University of Chicago researchers calculated a misery index based on the number of serious life problems experienced by the people surveyed over the past year. Problems included death of a loved one, divorce, illness, loss or damage of home, and loss of a job.
According to the study, we’re a lot more miserable now than we were last year.
This seems to go hand-in-hand with a New York Times oped piece about happiness, which points out that the more we pursue happiness, the more it seems to elude us.
Much of modern-day Christianity falls into this happiness trap. It falsely promises people a care-free life, “your best life now.” As if God’s primary concern was making me feel good about myself and my life. As if suffering in the Christian life meant you were somehow less spiritual than your more prosperous and happy neighbors. Wouldn’t that come as a big surprise to the saints and martyrs of the past?

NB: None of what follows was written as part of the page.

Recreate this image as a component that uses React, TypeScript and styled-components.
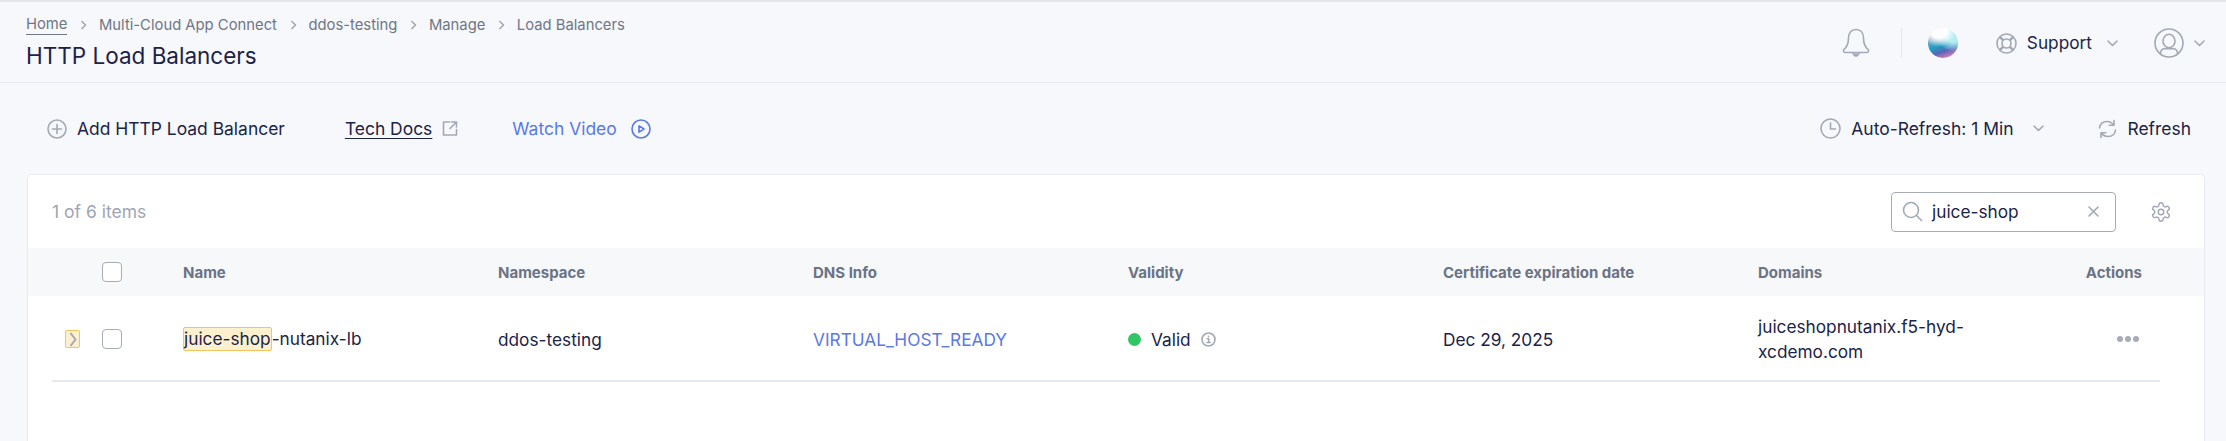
import React from "react";
import styled, { createGlobalStyle } from "styled-components";

const GlobalStyle = createGlobalStyle`
  html, body { margin: 0; padding: 0; height: 100%; overflow: hidden; background: #f6f8fb; }
  body { font-family: Inter, "Liberation Sans", sans-serif; color: #1b2347; }
  * { box-sizing: border-box; }
`;

const Page = styled.div`
  height: 441px;
  overflow: hidden;
  border-top: 2px solid #e4e5e7;
  background: #f6f8fb;
`;

const Header = styled.header`
  height: 81px;
  padding: 0 21px 0 26px;
  display: flex;
  justify-content: space-between;
  align-items: flex-start;
  border-bottom: 1px solid #e6e9ef;
`;

const TitleBlock = styled.div`
  padding-top: 13px;
`;

const Crumbs = styled.nav`
  display: flex;
  align-items: center;
  height: 20px;
  font-size: 14.8px;
  color: #6f7686;
`;

const CrumbHome = styled.span`
  border-bottom: 1px solid #6f7686;
  line-height: 19px;
`;

const CrumbArrow = styled.svg`
  width: 7px;
  height: 10px;
  margin: 0 11.5px 0 13px;
  fill: none;
  stroke: #9aa0ad;
  stroke-width: 1.3;
`;

const Title = styled.h1`
  margin: 7px 0 0;
  font-size: 22.5px;
  line-height: 28px;
  font-weight: 400;
  color: #1b2347;
`;

const HeaderTools = styled.div`
  display: flex;
  align-items: center;
  height: 30px;
  margin-top: 26px;
`;

const Divider = styled.div`
  width: 1px;
  height: 30px;
  margin: 0 26px 0 31px;
  background: #e3e6ec;
`;

const Orb = styled.div`
  width: 30px;
  height: 30px;
  border-radius: 50%;
  margin-right: 38px;
  background:
    radial-gradient(circle at 36% 6%, #ffffff 0 24%, rgba(255, 255, 255, 0) 50%),
    radial-gradient(circle at 85% 25%, #b5ecef 0 20%, rgba(181, 236, 239, 0) 48%),
    linear-gradient(162deg, #dfe8ee 0%, #7fa6c4 32%, #1f9fc4 54%, #5a66b8 72%, #e27fb0 92%);
`;

const IconSlot = styled.svg`
  flex: none;
  fill: none;
  stroke: #a3a8b6;
  stroke-width: 1.6;
  stroke-linecap: round;
  stroke-linejoin: round;
`;

const HeaderText = styled.span`
  font-size: 17.25px;
  line-height: 22px;
  color: #1b2347;
  margin: 0 15px 0 10px;
`;

const UserGap = styled.div`
  width: 36px;
`;

const Chevron = styled.svg`
  flex: none;
  width: 11px;
  height: 7px;
  fill: none;
  stroke: #a3a8b6;
  stroke-width: 1.6;
  stroke-linecap: round;
  stroke-linejoin: round;
`;

const SmallChevron = styled(Chevron)`
  margin-left: 10px;
`;

const Toolbar = styled.div`
  height: 91px;
  padding: 0 35px 0 47px;
  display: flex;
  align-items: center;
  justify-content: space-between;
`;

const ToolGroup = styled.div`
  display: flex;
  align-items: center;
`;

const ToolText = styled.span<{ $underline?: boolean; $link?: boolean }>`
  font-size: 17.45px;
  line-height: 22px;
  color: ${(p) => (p.$link ? "#5a78e6" : "#1b2347")};
  ${(p) => (p.$underline ? "text-decoration: underline; text-underline-offset: 3px; text-decoration-thickness: 1px;" : "")}
`;

const AddText = styled(ToolText)`
  margin: 0 60px 0 10px;
`;

const DocsIcon = styled(IconSlot)`
  margin: 0 54px 0 10px;
`;

const VideoIcon = styled(IconSlot)`
  margin-left: 14px;
  stroke: #5a78e6;
`;

const RefreshMenuText = styled(ToolText)`
  margin: 0 20px 0 10px;
`;

const RefreshText = styled(ToolText)`
  margin-left: 10px;
`;

const RefreshIcon = styled(IconSlot)`
  margin-left: 54px;
`;

const Card = styled.section`
  margin: 0 21px 0 27px;
  height: 270px;
  background: #fff;
  border: 1px solid #e8ebf1;
  border-bottom: none;
  border-radius: 5px 5px 0 0;
`;

const CardTop = styled.div`
  height: 73px;
  padding: 0 0 0 24px;
  display: flex;
  align-items: center;
  justify-content: space-between;
`;

const Count = styled.span`
  font-size: 17.5px;
  margin-bottom: 1px;
  color: #a0a5b3;
`;

const CardTools = styled.div`
  display: flex;
  align-items: center;
`;

const Search = styled.div`
  width: 225px;
  height: 40px;
  display: flex;
  align-items: center;
  padding: 0 16px 0 10px;
  border: 1px solid #a6abb8;
  border-radius: 4px;
  background: #fff;
`;

const SearchValue = styled.span`
  flex: 1;
  margin-left: 9px;
  font-size: 17.25px;
  color: #1b2347;
`;

const GearIcon = styled(IconSlot)`
  margin: 0 32px 0 34px;
`;

const gridTracks = "37px 81px repeat(6, 315px) 69px";

const HeadRow = styled.div`
  height: 48px;
  padding-left: 37px;
  display: grid;
  grid-template-columns: ${gridTracks};
  align-items: center;
  background: #f6f8fa;
  font-size: 15px;
  font-weight: 700;
  color: #6b7385;
`;

const BodyRow = styled.div`
  height: 86px;
  margin: 0 44px 0 24px;
  padding: 2px 0 0 13px;
  display: grid;
  grid-template-columns: ${gridTracks};
  align-items: center;
  border-bottom: 2px solid #e5e8f2;
  font-size: 17.25px;
  color: #1b2347;
`;

const HeadSpacer = styled.div``;

const ActionHead = styled.div`
  justify-self: end;
`;

const Checkbox = styled.span`
  display: block;
  width: 20px;
  height: 20px;
  border: 1px solid #a6abb8;
  border-radius: 4px;
  background: #fff;
`;

const Expand = styled.span`
  display: flex;
  align-items: center;
  justify-content: center;
  width: 15px;
  height: 18px;
  background: #fdf0cf;
  border: 1px solid #f6c45f;
  border-radius: 2px;
`;

const Mark = styled.mark`
  display: inline-block;
  color: inherit;
  line-height: 22px;
  background: #fdf0cf;
  border: 1px solid #f6c45f;
  border-radius: 2px;
`;

const Link = styled.span`
  color: #5a78e6;
`;

const Validity = styled.div`
  display: flex;
  align-items: center;
`;

const Dot = styled.span`
  width: 13px;
  height: 13px;
  border-radius: 50%;
  background: #2fc763;
  margin-right: 10px;
`;

const InfoIcon = styled(IconSlot)`
  margin-left: 10px;
`;

const DomainCell = styled.div`
  max-width: 270px;
  line-height: 25px;
`;

const ActionCell = styled.div`
  justify-self: end;
  padding-right: 3px;
  display: flex;
  gap: 2px;
`;

const ActionDot = styled.span`
  width: 6px;
  height: 6px;
  border-radius: 50%;
  background: #a7acba;
`;

const Arrow = () => (
  <CrumbArrow viewBox="0 0 7 10">
    <path d="M1.5 1l4 4-4 4" />
  </CrumbArrow>
);

const ChevronIcon = () => (
  <Chevron viewBox="0 0 11 7">
    <path d="M1 1l4.5 4.5L10 1" />
  </Chevron>
);

export default function App() {
  return (
    <Page>
      <GlobalStyle />
      <Header>
        <TitleBlock>
          <Crumbs>
            <CrumbHome>Home</CrumbHome>
            <Arrow />
            Multi-Cloud App Connect
            <Arrow />
            ddos-testing
            <Arrow />
            Manage
            <Arrow />
            Load Balancers
          </Crumbs>
          <Title>HTTP Load Balancers</Title>
        </TitleBlock>
        <HeaderTools>
          <IconSlot width="28" height="30" viewBox="0 0 28 30">
            <path d="M14 1.500c-5 0-7.500 4-7.500 8.500 0 5-1.500 9-4.500 11.500-1 1-.5 3 1 3h22c1.500 0 2-2 1-3-3-2.500-4.500-6.500-4.500-11.500 0-4.500-2.500-8.500-7.500-8.500z" />
            <path d="M11 25.500c.8 1.800 1.800 2.600 3 2.600s2.200-.8 3-2.600" fill="#a3a8b6" />
          </IconSlot>
          <Divider />
          <Orb />
          <IconSlot width="21" height="21" viewBox="0 0 21 21">
            <circle cx="10.500" cy="10.500" r="9.500" />
            <circle cx="10.500" cy="10.500" r="4.500" />
            <path d="M3.800 3.800l3.500 3.500M17.200 3.800l-3.500 3.500M3.800 17.200l3.500-3.500M17.200 17.200l-3.500-3.500" strokeWidth="2.400" strokeLinecap="butt" />
          </IconSlot>
          <HeaderText>Support</HeaderText>
          <ChevronIcon />
          <UserGap />
          <IconSlot width="30" height="30" viewBox="0 0 30 30">
            <circle cx="15" cy="15" r="14" />
            <ellipse cx="15" cy="13" rx="6" ry="6.800" />
            <path d="M6.500 25.500c0-3.200 2-4.800 4.500-4.800h8c2.500 0 4.500 1.600 4.500 4.800" />
          </IconSlot>
          <SmallChevron viewBox="0 0 11 7">
            <path d="M1 1l4.500 4.500L10 1" />
          </SmallChevron>
        </HeaderTools>
      </Header>
      <Toolbar>
        <ToolGroup>
          <IconSlot width="20" height="20" viewBox="0 0 20 20">
            <circle cx="10" cy="10" r="9" />
            <path d="M10 5.500v9M5.500 10h9" />
          </IconSlot>
          <AddText>Add HTTP Load Balancer</AddText>
          <ToolText $underline>Tech Docs</ToolText>
          <DocsIcon width="16" height="15" viewBox="0 0 16 15">
            <path d="M14.500 8.500v5.500h-13v-13h6" />
            <path d="M9.500 1h5v5M14.500 1l-6.500 6.500" />
          </DocsIcon>
          <ToolText $link>Watch Video</ToolText>
          <VideoIcon width="20" height="20" viewBox="0 0 20 20">
            <circle cx="10" cy="10" r="9" />
            <path d="M8 6.800l5 3.200-5 3.200z" />
          </VideoIcon>
        </ToolGroup>
        <ToolGroup>
          <IconSlot width="21" height="21" viewBox="0 0 21 21">
            <circle cx="10.500" cy="10.500" r="9.500" />
            <path d="M10.500 5v6h5" />
          </IconSlot>
          <RefreshMenuText>Auto-Refresh: 1 Min</RefreshMenuText>
          <ChevronIcon />
          <RefreshIcon width="19" height="20" viewBox="0 0 19 20">
            <path d="M1.500 9c.5-4 3.500-6.500 7.500-6.500 3 0 5 1.300 6.500 3.500M16 1.500v4.800h-4.800" />
            <path d="M17.500 11c-.5 4-3.500 6.500-7.500 6.500-3 0-5-1.300-6.500-3.500M3 18.500v-4.800h4.800" />
          </RefreshIcon>
          <RefreshText>Refresh</RefreshText>
        </ToolGroup>
      </Toolbar>
      <Card>
        <CardTop>
          <Count>1 of 6 items</Count>
          <CardTools>
            <Search>
              <IconSlot width="21" height="21" viewBox="0 0 21 21">
                <circle cx="9" cy="9" r="7.500" />
                <path d="M14.500 14.500l5 5" />
              </IconSlot>
              <SearchValue>juice-shop</SearchValue>
              <IconSlot width="11" height="11" viewBox="0 0 11 11">
                <path d="M1 1l9 9M10 1l-9 9" />
              </IconSlot>
            </Search>
            <GearIcon width="22" height="22" viewBox="0 0 24 24">
              <path d="M12.220 2h-.44a2 2 0 0 0-2 2v.18a2 2 0 0 1-1 1.730l-.43.25a2 2 0 0 1-2 0l-.15-.08a2 2 0 0 0-2.730.73l-.22.38a2 2 0 0 0 .73 2.730l.15.1a2 2 0 0 1 1 1.720v.51a2 2 0 0 1-1 1.740l-.15.09a2 2 0 0 0-.73 2.730l.22.38a2 2 0 0 0 2.730.73l.15-.08a2 2 0 0 1 2 0l.43.25a2 2 0 0 1 1 1.730V20a2 2 0 0 0 2 2h.44a2 2 0 0 0 2-2v-.18a2 2 0 0 1 1-1.730l.43-.25a2 2 0 0 1 2 0l.15.08a2 2 0 0 0 2.730-.73l.22-.39a2 2 0 0 0-.73-2.730l-.15-.08a2 2 0 0 1-1-1.740v-.5a2 2 0 0 1 1-1.740l.15-.09a2 2 0 0 0 .73-2.730l-.22-.38a2 2 0 0 0-2.730-.73l-.15.08a2 2 0 0 1-2 0l-.43-.25a2 2 0 0 1-1-1.730V4a2 2 0 0 0-2-2z" />
              <circle cx="12" cy="12" r="3" />
            </GearIcon>
          </CardTools>
        </CardTop>
        <HeadRow>
          <HeadSpacer />
          <Checkbox />
          <div>Name</div>
          <div>Namespace</div>
          <div>DNS Info</div>
          <div>Validity</div>
          <div>Certificate expiration date</div>
          <div>Domains</div>
          <ActionHead>Actions</ActionHead>
        </HeadRow>
        <BodyRow>
          <Expand>
            <IconSlot width="8" height="15" viewBox="0 0 8 15">
              <path d="M1.500 1l5 6.500-5 6.500" strokeWidth="2" strokeLinecap="butt" />
            </IconSlot>
          </Expand>
          <Checkbox />
          <div>
            <Mark>juice-shop</Mark>-nutanix-lb
          </div>
          <div>ddos-testing</div>
          <Link>VIRTUAL_HOST_READY</Link>
          <Validity>
            <Dot />
            Valid
            <InfoIcon width="15" height="15" viewBox="0 0 15 15">
              <circle cx="7.500" cy="7.500" r="6.500" />
              <path d="M6.200 6.800h1.500v3.500M6 10.500h3.200M7.500 4.200v.4" />
            </InfoIcon>
          </Validity>
          <div>Dec 29, 2025</div>
          <DomainCell>juiceshopnutanix.f5-hyd-xcdemo.com</DomainCell>
          <ActionCell>
            <ActionDot />
            <ActionDot />
            <ActionDot />
          </ActionCell>
        </BodyRow>
      </Card>
    </Page>
  );
}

If you were looking at the circumstances of my life in the past year from the outside, you’d probably conclude that I am pretty miserable. We lost my daughter’s boyfriend — a young man we dearly loved — to a tragic and senseless accident. I lost my kidney function, have been in and out of the hospital and have to depend on a machine to stay healthy.
Yeah, it’s been a tough year. Boo hoo for me. But am I more miserable than last year at this time? Shouldn't I be walking around in a cloud of depression? I’m not. Why is that?
As Christians we know our earthly circumstances are just part of the story. These terrible things don’t mean that God loves me less, or forgot about me or is punishing me. Trials and suffering give us the opportunity to trust God, to see His hand at work in our lives to heal, comfort and console — even when the circumstances don’t change or get better. My Savior suffered; do I expect an easier time of it? These trials give us the chance to show the world something different is at work in our lives — something that provides an oasis from the desert of answers the modern world offers.